COMMERCIAL AND INDUSTRIAL MATHEMATICS

December 22, 2024

Seminar Series on Quantitative Finance - April 30, 2003

Abstracts

Tom Wilson, Oliver Wyman & Company
Valuing Financial Institutions: Integrating Internal and External Metrics
This talk focuses on the challenges of linking the metrics typically used by financial institutions to measure performance (e.g. RAROC, economic capital, etc.) and the metrics by which the firms are valued in the market (e.g. P/E, P/B multiples). Providing a clear link between these metrics is important for ensuring that the way that performance is evaluated internally is in alignment with the way that markets value the firm. Using a combination of empirical evidence and theory, we investigate the role of economic capital, returns, cost of capital, earnings volatility and growth on firm valuation.

Focusing especially on the appropriate cost of capital for financial services, we argue that many financial institutions significantly and systematically overvalue their investment banking and other higher systematic risk businesses and undervalue their retail banking, personal lines insurance and other low risk businesses. As a direct consequence, many institutions are defining and implementing corporate strategies that destroy shareholder value by unknowingly subsidising higher risk with lower risk activities. Recent theoretical research and empirical results indicate that this issue has substantial implications in terms of corporate strategy. In the article to be discussed, we take the theory to its logical conclusion and use cross-section and time series data to answer three important questions:

First, is there empirical evidence that shareholders require different hurdle rates for different businesses, even if each business is capitalised to a common rating standard? We will call this the 'Differentiated Cost of Capital Effect'. This effect has strong implications for evaluating the relative performance of individual business lines that reside under a common corporate rating umbrella.
Second, is there empirical evidence that, all else being equal, shareholders require a premium from firms that have increased leverage, and therefore probability of default, for a comparable risk/return? We call this the 'Leverage or Default Effect'. This effect has strong implications for corporate capitalisation and the rationalisation of the shareholder- and debtholder perspectives.
Third, is there empirical evidence that, all else being equal, shareholders place a premium on firms that have less idiosyncratic risk and can therefore afford greater leverage? We call this the 'Idiosyncratic Risk Cost'. This effect has potentially strong implications on corporate strategy and portfolio diversification.
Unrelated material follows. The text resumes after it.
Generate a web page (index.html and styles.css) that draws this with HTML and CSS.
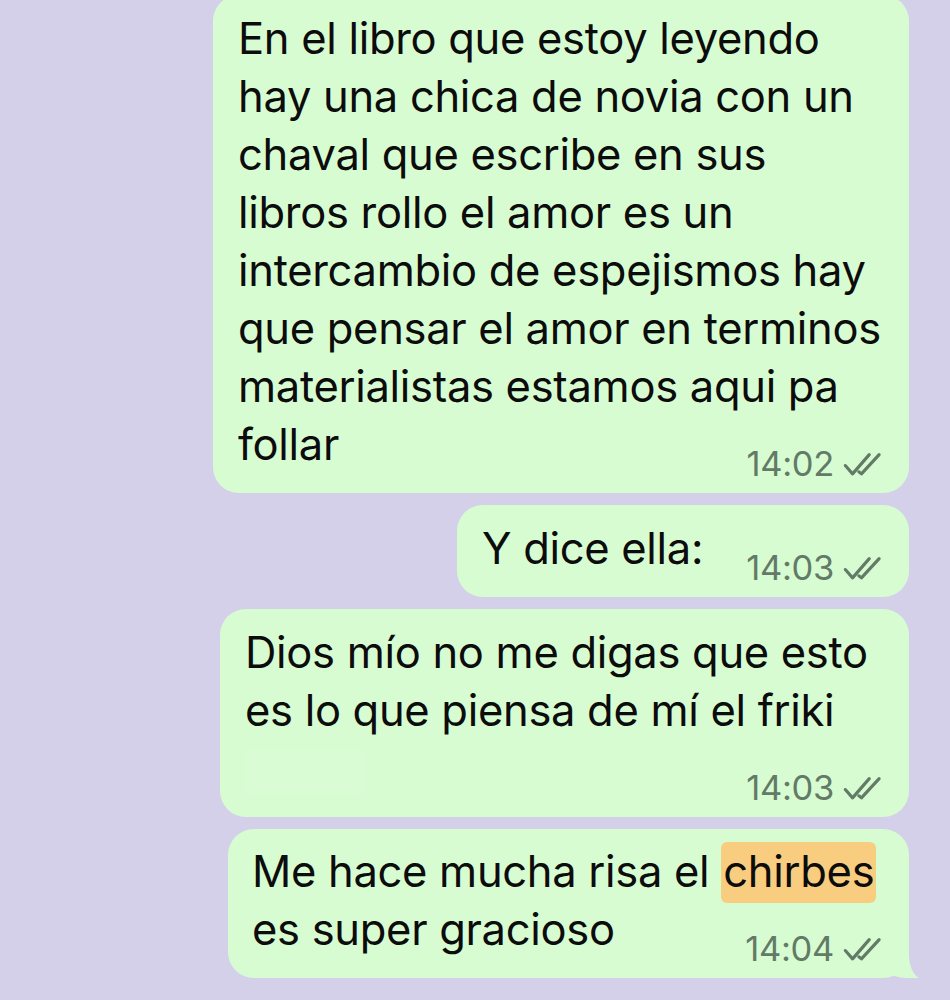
FILE: index.html
```html
<!DOCTYPE html>
<html lang="es">
<head>
  <meta charset="UTF-8" />
  <meta name="viewport" content="width=device-width, initial-scale=1" />
  <title>Chat</title>
  <link rel="stylesheet" href="styles.css">
</head>
<body>
  <div class="chat">

    <div class="bubble bubble-long">
      <div class="texto">
        En el libro que estoy leyendo<br>
        hay una chica de novia con un<br>
        chaval que escribe en sus<br>
        libros rollo el amor es un<br>
        intercambio de espejismos hay<br>
        que pensar el amor en terminos<br>
        materialistas estamos aqui pa<br>
        follar
      </div>
      <div class="meta">
        <span class="hora">14:02</span>
        <svg class="checks" viewBox="0 0 38 24" width="40" height="25">
          <path d="M2 13 L9 21 L25 2.5" />
          <path d="M15 19 L17.5 21 L34.5 2.5" />
        </svg>
      </div>
    </div>

    <div class="bubble bubble-corta">
      <div class="texto">Y dice ella:</div>
      <div class="meta">
        <span class="hora">14:03</span>
        <svg class="checks" viewBox="0 0 38 24" width="40" height="25">
          <path d="M2 13 L9 21 L25 2.5" />
          <path d="M15 19 L17.5 21 L34.5 2.5" />
        </svg>
      </div>
    </div>

    <div class="bubble bubble-friki">
      <div class="texto">
        Dios mío no me digas que esto<br>
        es lo que piensa de mí el friki<br>
        <span class="borrado"></span>
      </div>
      <div class="meta">
        <span class="hora">14:03</span>
        <svg class="checks" viewBox="0 0 38 24" width="40" height="25">
          <path d="M2 13 L9 21 L25 2.5" />
          <path d="M15 19 L17.5 21 L34.5 2.5" />
        </svg>
      </div>
    </div>

    <div class="bubble bubble-ultima con-cola">
      <div class="texto">
        Me hace mucha risa el <mark class="resaltado">chirbes</mark><br>
        es super gracioso
      </div>
      <div class="meta">
        <span class="hora">14:04</span>
        <svg class="checks" viewBox="0 0 38 24" width="40" height="25">
          <path d="M2 13 L9 21 L25 2.5" />
          <path d="M15 19 L17.5 21 L34.5 2.5" />
        </svg>
      </div>
    </div>

  </div>
</body>
</html>
```

FILE: styles.css
```css
body {
  margin: 0;
  background-color: #d5d0ea;
  font-family: 'Inter', 'Liberation Sans', sans-serif;
  color: #0c0c0c;
  overflow: hidden;
}

.chat {
  display: flex;
  flex-direction: column;
  align-items: flex-end;
  gap: 12px;
  margin-top: -5px;
  padding-right: 41px;
}

.bubble {
  position: relative;
  display: flex;
  flex-direction: column;
  box-sizing: border-box;
  background-color: #d8fcd2;
  border-radius: 26px;
  padding: 14px 26px 12px 25px;
}

.bubble-long {
  width: 696px;
}

.bubble-corta {
  width: 452px;
}

.bubble-friki {
  width: 689px;
}

.bubble-ultima {
  width: 681px;
  padding-left: 24px;
  padding-top: 13px;
}

.texto {
  font-size: 43.5px;
  line-height: 58px;
  white-space: nowrap;
  letter-spacing: -0.3px;
}

.borrado {
  display: inline-block;
  width: 120px;
  height: 44px;
  vertical-align: middle;
  background-color: #dafcd5;
  border-radius: 6px;
}

.resaltado {
  background-color: #f8cd80;
  color: inherit;
  border-radius: 6px;
  padding: 3px 2px 6px;
}

.meta {
  display: flex;
  justify-content: flex-end;
  align-items: center;
  gap: 9px;
  height: 36px;
  margin-top: -28px;
}

.hora {
  font-size: 34.5px;
  color: #627a66;
  letter-spacing: -0.3px;
}

.checks {
  fill: none;
  stroke: #627a66;
  stroke-width: 3;
  stroke-linecap: round;
  stroke-linejoin: round;
  margin-top: 2px;
}

/* cola del ultimo mensaje */
.con-cola::before {
  content: "";
  position: absolute;
  right: -14px;
  bottom: 0;
  width: 32px;
  height: 30px;
  background-color: #d8fcd2;
  border-bottom-left-radius: 16px 6px;
}

.con-cola::after {
  content: "";
  position: absolute;
  right: -40px;
  bottom: -1px;
  width: 40px;
  height: 32px;
  background-color: #d5d0ea;
  border-bottom-left-radius: 14px 24px;
}
```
David R. Koenig, Chair, PRMIA Board of Directors
Multiple Points of Failure: A New View on Risk Management
We discuss the notion of risk management as a managerial science and its incorporation into the business decision-making process. Brittle systems break badly. In other words, when they fail the consequences can be catastrophic. While the tail is comprised of catastrophic events, risk managers are charged with both determining sufficient capital levels to survive highly unlikely events and helping businesses to maximize the return on desired risk. Focus on using risk management to create ductile systems, ones that fail well, addresses both of these issues. In many cases, these systems lower the need for risk capital and also reduce the frequency of high-impact events. Building on lessons from network security experts and other concepts of risk management, risk managers can do more of a job to educate and disseminate information than most realize. Quantitative rigor is enhanced through qualitative implementation. If risk management is to avoid the fate of accountancy, it must become an integral part of a process rather than simply a function delivering reports.